→ WRITTEN PROBLEM: Repeat, exactly and completely, the material that follows. Omit the pictures.

→ INFORMATION SHOWN:
————

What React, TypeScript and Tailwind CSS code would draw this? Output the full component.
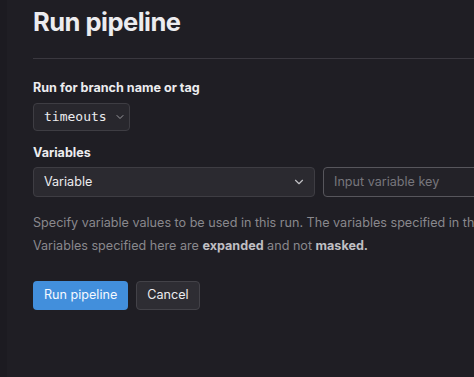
import { ChevronDown } from "lucide-react";

const sans = { fontFamily: "Inter, 'Noto Sans', sans-serif" };

function FieldLabel({ children }: { children: string }) {
  return <div className="text-[12.6px] font-bold leading-5 text-[#ececef]">{children}</div>;
}

export default function App() {
  return (
    <div className="flex min-h-screen overflow-hidden bg-[#1f1e24]" style={sans}>
      <div className="w-[7px] shrink-0 bg-[#1c1b21]" />
      <main className="flex-1 pl-[26px] pt-[3px]">
        <h1 className="text-[25.5px] font-bold leading-[38px] tracking-[-0.02em] text-[#ececef]">
          Run pipeline
        </h1>
        <div className="mt-[17px] border-t border-[#3a383f]" />

        <div className="mt-[19px]">
          <FieldLabel>Run for branch name or tag</FieldLabel>
          <button className="mt-[5px] flex h-[28px] w-[97px] items-center gap-[7px] rounded-[4px] border border-[#3e3d43] bg-[#28272d] pl-[10px] text-[#ececef]">
            <span className="text-[13px]" style={{ fontFamily: "'DejaVu Sans Mono', monospace" }}>
              timeouts
            </span>
            <ChevronDown className="h-[12px] w-[12px] text-[#9a999e]" strokeWidth={2} />
          </button>
        </div>

        <div className="mt-[12px]">
          <FieldLabel>Variables</FieldLabel>
          <div className="mt-[4px] flex gap-[8px]">
            <div className="flex h-[30px] w-[282px] shrink-0 items-center justify-between rounded-[4px] border border-[#3e3d43] bg-[#2b2a30] pl-[10px] pr-[8px] text-[12.6px] text-[#ececef]">
              <span>Variable</span>
              <ChevronDown className="h-[14px] w-[14px] text-[#bfbfc3]" strokeWidth={2} />
            </div>
            <div className="flex h-[30px] w-[282px] shrink-0 items-center rounded-[4px] border border-[#57565c] bg-[#232228] pl-[10px] text-[12.6px] text-[#77767c]">
              Input variable key
            </div>
          </div>
        </div>

        <div className="mt-[14px] whitespace-nowrap text-[12.6px] leading-[23px] text-[#89888d]">
          <p>
            Specify variable values to be used in this run. The variables specified in the configuration file as well as CI/CD settings are used by default.
          </p>
          <p>
            Variables specified here are <b className="text-[#bfbfc3]">expanded</b> and not{" "}
            <b className="text-[#bfbfc3]">masked.</b>
          </p>
        </div>

        <div className="mt-[24px] flex gap-[8px]">
          <button className="h-[29px] rounded-[4px] bg-[#428fdc] px-[11px] text-[12.6px] text-[#f5f9ff]">
            Run pipeline
          </button>
          <button className="h-[29px] rounded-[4px] border border-[#434248] bg-[#2e2d33] px-[10px] text-[12.6px] text-[#ececef]">
            Cancel
          </button>
        </div>
      </main>
    </div>
  );
}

————

→ TASK OUTPUT:
What React, TypeScript and Tailwind CSS code would draw this? Output the full component.
import { ChevronDown } from "lucide-react";

const sans = { fontFamily: "Inter, 'Noto Sans', sans-serif" };

function FieldLabel({ children }: { children: string }) {
  return <div className="text-[12.6px] font-bold leading-5 text-[#ececef]">{children}</div>;
}

export default function App() {
  return (
    <div className="flex min-h-screen overflow-hidden bg-[#1f1e24]" style={sans}>
      <div className="w-[7px] shrink-0 bg-[#1c1b21]" />
      <main className="flex-1 pl-[26px] pt-[3px]">
        <h1 className="text-[25.5px] font-bold leading-[38px] tracking-[-0.02em] text-[#ececef]">
          Run pipeline
        </h1>
        <div className="mt-[17px] border-t border-[#3a383f]" />

        <div className="mt-[19px]">
          <FieldLabel>Run for branch name or tag</FieldLabel>
          <button className="mt-[5px] flex h-[28px] w-[97px] items-center gap-[7px] rounded-[4px] border border-[#3e3d43] bg-[#28272d] pl-[10px] text-[#ececef]">
            <span className="text-[13px]" style={{ fontFamily: "'DejaVu Sans Mono', monospace" }}>
              timeouts
            </span>
            <ChevronDown className="h-[12px] w-[12px] text-[#9a999e]" strokeWidth={2} />
          </button>
        </div>

        <div className="mt-[12px]">
          <FieldLabel>Variables</FieldLabel>
          <div className="mt-[4px] flex gap-[8px]">
            <div className="flex h-[30px] w-[282px] shrink-0 items-center justify-between rounded-[4px] border border-[#3e3d43] bg-[#2b2a30] pl-[10px] pr-[8px] text-[12.6px] text-[#ececef]">
              <span>Variable</span>
              <ChevronDown className="h-[14px] w-[14px] text-[#bfbfc3]" strokeWidth={2} />
            </div>
            <div className="flex h-[30px] w-[282px] shrink-0 items-center rounded-[4px] border border-[#57565c] bg-[#232228] pl-[10px] text-[12.6px] text-[#77767c]">
              Input variable key
            </div>
          </div>
        </div>

        <div className="mt-[14px] whitespace-nowrap text-[12.6px] leading-[23px] text-[#89888d]">
          <p>
            Specify variable values to be used in this run. The variables specified in the configuration file as well as CI/CD settings are used by default.
          </p>
          <p>
            Variables specified here are <b className="text-[#bfbfc3]">expanded</b> and not{" "}
            <b className="text-[#bfbfc3]">masked.</b>
          </p>
        </div>

        <div className="mt-[24px] flex gap-[8px]">
          <button className="h-[29px] rounded-[4px] bg-[#428fdc] px-[11px] text-[12.6px] text-[#f5f9ff]">
            Run pipeline
          </button>
          <button className="h-[29px] rounded-[4px] border border-[#434248] bg-[#2e2d33] px-[10px] text-[12.6px] text-[#ececef]">
            Cancel
          </button>
        </div>
      </main>
    </div>
  );
}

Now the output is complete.